When Pumaman confronts his nemesis, however, he proves no match for Kobras’s mind-control techniques, so Vadinho takes him aside for further training, during which he dispenses such sound wisdom as, “Each man is a god, and each man is free.” Now given the strength to crush his enemies, Pumaman triumphs over evil and flies away with his girlfriend, who asks him, “Have you ever made love in the air?”


3. Ratpfink A Boo Boo (1966)

Lonnie Lord is a popular singer who carries a guitar with him at all times because “he never knows when he’ll be called upon to sing.” Together with his gardener, Titus Twinkly, he fights crime wearing shabby tights, a cape and a ski mask.

Yes, Ratpfink and Boo Boo look incredibly silly, but they’re well-intentioned.

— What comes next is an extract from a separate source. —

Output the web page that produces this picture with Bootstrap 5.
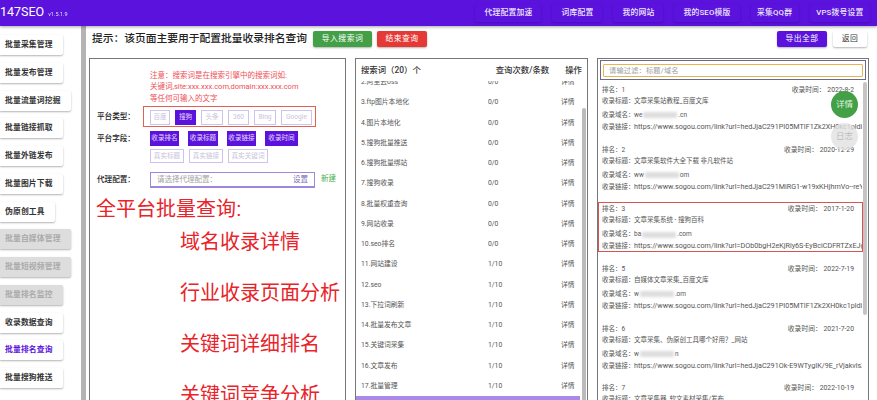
<!DOCTYPE html>
<html lang="zh"><head><meta charset="utf-8"><title>147SEO</title>
<link rel="stylesheet" href="https://cdn.jsdelivr.net/npm/bootstrap@5.3.0/dist/css/bootstrap.min.css">
<style>
html,body{height:400px;overflow:hidden;margin:0}
body{font-family:Roboto,"Noto Sans CJK SC",sans-serif;color:#333;background:#fff;font-size:8px}
.shell{height:400px;width:877px;overflow:hidden}
.topbar{height:26px;background:#5a12dc;box-shadow:0 1px 3px rgba(0,0,0,.35);color:#fff;position:relative;z-index:2}
.logo{font-size:12.5px;line-height:18px}
.ver{font-size:5.5px;margin-left:4px;opacity:.85}
.topnav{padding-right:7px;gap:11px}
.topnav span{padding:3px 9px 4px;font-size:7.8px;letter-spacing:.2px;font-weight:500;box-shadow:0 1px 2px rgba(40,0,110,.35);border-radius:2px;color:#eee8ff;white-space:nowrap}
.topnav span.tight{padding-left:6.5px;padding-right:6.5px}
.side{width:81px;padding-top:9px;gap:7.75px;flex:none;overflow:hidden}
.sidebtn{height:20px;line-height:20px;padding:0 10px 0 5px;font-size:7.8px;font-weight:700;color:#333;background:#fff;border-radius:0 2px 2px 0;box-shadow:0 1px 2px rgba(0,0,0,.3);letter-spacing:.02em;white-space:nowrap;align-self:flex-start;flex:none}
.sidebtn.off{background:#ddd;color:#aaa}
.sidebtn.on{color:#5a12dc}
.vbar{width:5px;background:#b4b4b4;flex:none}
.workarea{padding-left:3px;width:791px;flex:none}
.headrow{height:32px;padding:0 10px 6px 3px}
.ttl{font-size:10.75px;font-weight:500;color:#222;white-space:nowrap;margin-right:6px}
.act{font-size:7.8px;height:16px;line-height:16px;padding:0;border:0;border-radius:2px;color:#fff;letter-spacing:.5px;box-shadow:0 1px 2px rgba(0,0,0,.3)}
.act:hover{color:#fff}
.actg{background:#43a047;width:59px}
.actr{background:#e53935;width:50px;margin-left:5px}
.actp{background:#5a12dc;width:50px}
.actw{background:#fff;color:#333;width:34px;margin-left:6px}
.actw:hover{color:#333}
.panes{gap:9px}
.pane{height:342px;border:1px solid #777;border-bottom:0;overflow:hidden;flex:none;background:#fff;position:relative}
.pa{width:257px}
.pb{width:233px}
.pc{width:272px}
.note{color:#ef4d55;font-size:7.5px;line-height:11.4px;padding:11px 0 0 60px;height:42px;white-space:nowrap}
.lab{width:54px;padding-left:7px;font-size:7.6px;font-weight:500;color:#222;flex:none;white-space:nowrap}
.typebox{border:1px solid #e2604f;height:21px;width:173px;margin-left:-1px;padding:3px 0 0 6px;gap:5px}
.tag{height:14.5px;line-height:12.5px;font-size:6.6px;border:1px solid #cfc3ee;color:#c9c3dc;padding:0;text-align:center;white-space:nowrap;flex:none}
.tag.sel{background:#5a12dc;border-color:#5a12dc;color:#e6dcff}
.fields{gap:9px;margin-bottom:3px}
.fields2{gap:5px}
.fields .tag{color:#e6dcff}
.fieldcol{margin-left:6px}
.proxy{border:1px solid #9f86de;border-width:1px 1px 2px 1px;height:16px;width:165px;margin-left:6px;padding:0 6px;color:#a3a3a3;font-size:7.5px;line-height:13px}
.proxy b{font-weight:400;color:#7b6bb0}
.newlink{color:#4caf50;font-size:7.5px;margin-left:6px;padding-bottom:3px}
.bigred{color:#e8232a;font-family:"Liberation Sans","Noto Sans CJK SC",sans-serif;font-size:20px;line-height:30px;white-space:nowrap;margin-top:6px}
.bigred div{margin-left:90px;margin-bottom:21px}
.bigred div.first{margin-left:6px;margin-bottom:3px}
.midhead{height:22px;padding:0 5px;font-size:8.4px;color:#333;font-weight:500;white-space:nowrap}
.midlist{height:320px;overflow:hidden;position:relative}
.midrow{height:20.25px;line-height:20.25px;font-size:6.8px;color:#555;padding-left:5px;width:221px;white-space:nowrap}
.midrow:first-child{margin-top:-9px}
.c2{margin-left:auto;width:73px}
.c3{width:16px}
.midrow.hi{background:#a98ae8;height:30px;margin-top:0;width:224px}
.sbm{position:absolute;right:1px;top:27px;width:4px;height:293px;background:#bbb;border-radius:2px}
.filt{margin:1px 2px 0 2px;height:20px;border:1px solid #6a6a8a;padding:3px 2px}
.filtin{height:13px;border:1px solid #e6b64c;border-radius:1px;color:#a0a0a0;font-size:7.2px;line-height:11px;padding-left:5px;letter-spacing:.2px}
.rows{padding:2.5px 0 0 0;height:320px;overflow:hidden;width:265px}
.hit{padding:1.5px 0 1.3px 3px;margin-bottom:9.7px;border:1px solid transparent;height:50px;flex:none;width:265px;overflow:hidden}
.hit.red{border-color:#d9534f}
.ln{height:11px;line-height:11px;font-size:6.5px;color:#555;white-space:nowrap;overflow:hidden}
.ln.gap3{margin-top:3px}
.ln i{font-style:normal;display:inline-block;width:32px}
.ln em{font-style:normal;margin-left:auto;padding-right:8px;font-size:6.8px}
.ln u{text-decoration:none;font-size:7.2px}
.smudge{display:inline-block;width:34px;height:6px;background:#ddd;filter:blur(1.5px);vertical-align:middle;margin:0 1px}
.sbr{position:absolute;right:1px;top:23px;width:4px;height:233px;background:#c4c4c4;border-radius:2px}
.fab{position:absolute;width:27px;height:27px;border-radius:50%;font-size:8.5px;line-height:27px;text-align:center;left:233px}
.fabg{top:32px;background:#43a047;color:#dff2df}
.fabl{top:64px;background:rgba(225,225,225,.8);color:#bbb}
.rowtype{margin-top:5px}
.rowfield{margin-top:4px}
.rowproxy{margin-top:9px}
.labtop{padding-top:2px}
</style></head><body>
<div class="shell d-flex flex-column">
 <header class="topbar d-flex align-items-center">
  <div class="logo text-nowrap">147SEO<span class="ver">v1.5.1.9</span></div>
  <nav class="topnav d-flex ms-auto">
   <span>代理配置加速</span><span>词库配置</span><span>我的网站</span><span>我的SEO模版</span><span class="tight">采集QQ群</span><span class="tight">VPS拨号设置</span>
  </nav>
 </header>
 <div class="d-flex flex-grow-1 overflow-hidden">
  <aside class="side d-flex flex-column">
   <div class="sidebtn">批量采集管理</div><div class="sidebtn">批量发布管理</div><div class="sidebtn">批量流量词挖掘</div><div class="sidebtn">批量链接抓取</div><div class="sidebtn">批量外链发布</div><div class="sidebtn">批量图片下载</div><div class="sidebtn">伪原创工具</div><div class="sidebtn off">批量自媒体管理</div><div class="sidebtn off">批量短视频管理</div><div class="sidebtn off">批量排名监控</div><div class="sidebtn">收录数据查询</div><div class="sidebtn on">批量排名查询</div><div class="sidebtn">批量搜狗推送</div>
  </aside>
  <div class="vbar"></div>
  <main class="workarea">
   <div class="headrow d-flex align-items-center">
    <div class="ttl">提示：该页面主要用于配置批量收录排名查询</div>
    <button class="btn act actg">导入搜索词</button>
    <button class="btn act actr">结束查询</button>
    <button class="btn act actp ms-auto">导出全部</button>
    <button class="btn act actw">返回</button>
   </div>
   <div class="panes d-flex">
    <section class="pane pa">
     <div class="note">注意：搜索词是在搜索引擎中的搜索词如:<br>关键词,site:xxx.xxx.com,domain:xxx.xxx.com<br>等任何可输入的文字</div>
     <div class="d-flex align-items-center rowtype">
      <div class="lab">平台类型：</div>
      <div class="typebox d-flex">
       <span class="tag" style="width:20px">百度</span><span class="tag sel" style="width:21px">搜狗</span><span class="tag" style="width:22px">头条</span><span class="tag" style="width:21px">360</span><span class="tag" style="width:22px">Bing</span><span class="tag" style="width:31px">Google</span>
      </div>
     </div>
     <div class="d-flex rowfield">
      <div class="lab labtop">平台字段：</div>
      <div class="fieldcol">
       <div class="fields d-flex"><span class="tag sel" style="width:29px">收录排名</span><span class="tag sel" style="width:30px">收录标题</span><span class="tag sel" style="width:29px">收录链接</span><span class="tag sel" style="width:33px">收录时间</span></div>
       <div class="fields2 d-flex"><span class="tag" style="width:34px">真实标题</span><span class="tag" style="width:34px">真实链接</span><span class="tag" style="width:40px">真实关键词</span></div>
      </div>
     </div>
     <div class="d-flex align-items-center rowproxy">
      <div class="lab">代理配置：</div>
      <div class="proxy d-flex justify-content-between"><span>请选择代理配置：</span><b>设置</b></div>
      <div class="newlink">新建</div>
     </div>
     <div class="bigred">
      <div class="first">全平台批量查询:</div>
      <div>域名收录详情</div><div>行业收录页面分析</div><div>关键词详细排名</div><div>关键词竞争分析</div>
     </div>
    </section>
    <section class="pane pb">
     <div class="midhead d-flex align-items-center"><span>搜索词（20）个</span><span class="ms-auto">查询次数/条数</span><span class="ms-3">操作</span></div>
     <div class="midlist">
      <div class="midrow d-flex"><span>2.阿里云oss</span><span class="c2">0/0</span><span class="c3">详情</span></div>
      <div class="midrow d-flex"><span>3.ftp图片本地化</span><span class="c2">0/0</span><span class="c3">详情</span></div>
      <div class="midrow d-flex"><span>4.图片本地化</span><span class="c2">0/0</span><span class="c3">详情</span></div>
      <div class="midrow d-flex"><span>5.搜狗批量推送</span><span class="c2">0/0</span><span class="c3">详情</span></div>
      <div class="midrow d-flex"><span>6.搜狗批量绑站</span><span class="c2">0/0</span><span class="c3">详情</span></div>
      <div class="midrow d-flex"><span>7.搜狗收录</span><span class="c2">0/0</span><span class="c3">详情</span></div>
      <div class="midrow d-flex"><span>8.批量权重查询</span><span class="c2">0/0</span><span class="c3">详情</span></div>
      <div class="midrow d-flex"><span>9.网站收录</span><span class="c2">0/0</span><span class="c3">详情</span></div>
      <div class="midrow d-flex"><span>10.seo排名</span><span class="c2">0/0</span><span class="c3">详情</span></div>
      <div class="midrow d-flex"><span>11.网站建设</span><span class="c2">1/10</span><span class="c3">详情</span></div>
      <div class="midrow d-flex"><span>12.seo</span><span class="c2">1/10</span><span class="c3">详情</span></div>
      <div class="midrow d-flex"><span>13.下拉词刷新</span><span class="c2">1/10</span><span class="c3">详情</span></div>
      <div class="midrow d-flex"><span>14.批量发布文章</span><span class="c2">1/10</span><span class="c3">详情</span></div>
      <div class="midrow d-flex"><span>15.关键词采集</span><span class="c2">1/10</span><span class="c3">详情</span></div>
      <div class="midrow d-flex"><span>16.文章发布</span><span class="c2">1/10</span><span class="c3">详情</span></div>
      <div class="midrow d-flex"><span>17.批量管理</span><span class="c2">1/10</span><span class="c3">详情</span></div>
      <div class="midrow hi"></div>
      <div class="sbm"></div>
     </div>
    </section>
    <section class="pane pc">
     <div class="filt"><div class="filtin">请输过滤：标题/域名</div></div>
     <div class="rows d-flex flex-column">
      <div class="hit"><div class="ln d-flex"><span>排名：1</span><em>收录时间：&nbsp;2022-8-2</em></div><div class="ln"><i>收录标题：</i>文章采集站教程_百度文库</div><div class="ln gap3"><i>收录域名：</i>we<span class="smudge"></span>.cn</div><div class="ln"><i>收录链接：</i><u>https://www.sogou.com/link?url=hedJjaC291PI05MTIF1Zk2XH0kc1pldiZhckmlxHI</u></div></div>
      <div class="hit"><div class="ln d-flex"><span>排名：2</span><em>收录时间：&nbsp;2020-12-29</em></div><div class="ln"><i>收录标题：</i>文章采集软件大全下载 非凡软件站</div><div class="ln gap3"><i>收录域名：</i>ww<span class="smudge"></span>om</div><div class="ln"><i>收录链接：</i><u>https://www.sogou.com/link?url=hedJjaC291MiRG1-w19xKHjhmVo--reYdZOQFabc</u></div></div>
      <div class="hit red"><div class="ln d-flex"><span>排名：3</span><em>收录时间：&nbsp;2017-1-20</em></div><div class="ln"><i>收录标题：</i>文章采集系统 - 搜狗百科</div><div class="ln gap3"><i>收录域名：</i>ba<span class="smudge"></span>.com</div><div class="ln"><i>收录链接：</i><u>https://www.sogou.com/link?url=DOb0bgH2eKjRiy6S-EyBciCDFRTZxEJgQp06abcd</u></div></div>
      <div class="hit"><div class="ln d-flex"><span>排名：5</span><em>收录时间：&nbsp;2022-7-19</em></div><div class="ln"><i>收录标题：</i>自媒体文章采集_百度文库</div><div class="ln gap3"><i>收录域名：</i>w<span class="smudge"></span>.om</div><div class="ln"><i>收录链接：</i><u>https://www.sogou.com/link?url=hedJjaC291PI05MTIF1Zk2XH0kc1pldiZhckmlxHI</u></div></div>
      <div class="hit"><div class="ln d-flex"><span>排名：6</span><em>收录时间：&nbsp;2021-7-20</em></div><div class="ln"><i>收录标题：</i>文章采集、伪原创工具哪个好用？_网站</div><div class="ln gap3"><i>收录域名：</i>w<span class="smudge"></span>n</div><div class="ln"><i>收录链接：</i><u>https://www.sogou.com/link?url=hedJjaC291Ok-E9WTygIK/9E_rVjakvlsZreKQPfabc</u></div></div>
      <div class="hit"><div class="ln d-flex"><span>排名：7</span><em>收录时间：&nbsp;2022-10-19</em></div><div class="ln"><i>收录标题：</i>文章采集器_软文素材采集/发布</div></div>
     </div>
     <div class="sbr"></div>
     <div class="fab fabg">详情</div>
     <div class="fab fabl">日志</div>
    </section>
   </div>
  </main>
 </div>
</div>
<script src="https://cdn.jsdelivr.net/npm/bootstrap@5.3.0/dist/js/bootstrap.bundle.min.js"></script>
</body></html>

Describing themselves as “Friends of those who have no friends, enemies of those who make them an enemy, champions of women and children everywhere”, the dynamic duo (who are in no way a poor man’s Batman and Robin) drive to crime scenes in a motorcycle with a sidecar, pausing at every junction and always obeying the speed limit.

It’s this kind of dignity (together with Boo Boo’s hat with bells and flashing lights) that gives the duo the edge over most other superheroes. While Captain America and Iron Man gripe about the inordinate amount of collateral damage caused by their escapes, Ratpfink and Boo Boo have no such dilemma – most of their nemeses turn out to be bad actors in monkey costumes.


2. HK: Forbidden Superhero (2013)

Move over Spider-Man and step aside Batman: there’s a new superhero in town and his name is….Masked Pervert?
The alter ego of high school student Kyosuke Shikijo (Ryohei Suzuki), who likes to wear female undergarments, Masked Pervert gets his powers not from the sun but from wearing a pair of panties across his face. Unfortunately for him, he realizes he can’t just walk into a lingerie store and buy a pair – they have to have been worn first.

This leads to a moment you’ll never see in the MCU, where the hero asks a stranger to remove her panties in public so he can transform and fight his nemeses. Wearing fishnet tights, tighty whiteys and what looks suspiciously like a Spidey mask beneath his panties, he bounces into action with a camp attitude that’ll appeal to anyone who loved Deadpool.

What are his powers, you ask? The nerdy student turns into a fighter whose killer move involves defeating his opponent by thrusting his “golden balls” in their faces (well, you did ask).


1. The Champions Of Justice (1971)

The Champions Of Justice (1971)

Decades before Nick Fury recruited Iron Man, Captain America, Thor et al, Mexican wrestlers Blue Demon, Mil Mascaras, The Killer Doctor and Black Shadow formed The Champions Of Justice to fight crime south of the border.

Their nemesis is a mad scientist who wants to destroy the group before they can foil another of his schemes, and this time the doc has hit upon the perfect plan. Recruiting an army of midgets, he uses a machine to turn them into super strong assassins and sends them after our heroes, leading to several bizarre sequences where little people are smacking the wrestlers around.

Unfortunately for the doc, the effects are only temporary and when the midgets’ powers wear off they turn out to be easily defeated (what’re the odds?). If you are offended by the prospect of little people being brutalized by luchadors then don’t worry – the low budget and lack of stunt doubles mean the midgets turn into stuffed dummies every time one of them flies into exploding lab equipment.

Throw in a subplot involving a Miss Mexico contest, add a mid-air fight between a wrestler and a midget, then sprinkle with 70s technology (love that portable that folds into a machine gun) and you have a movie that must be seen to be believed.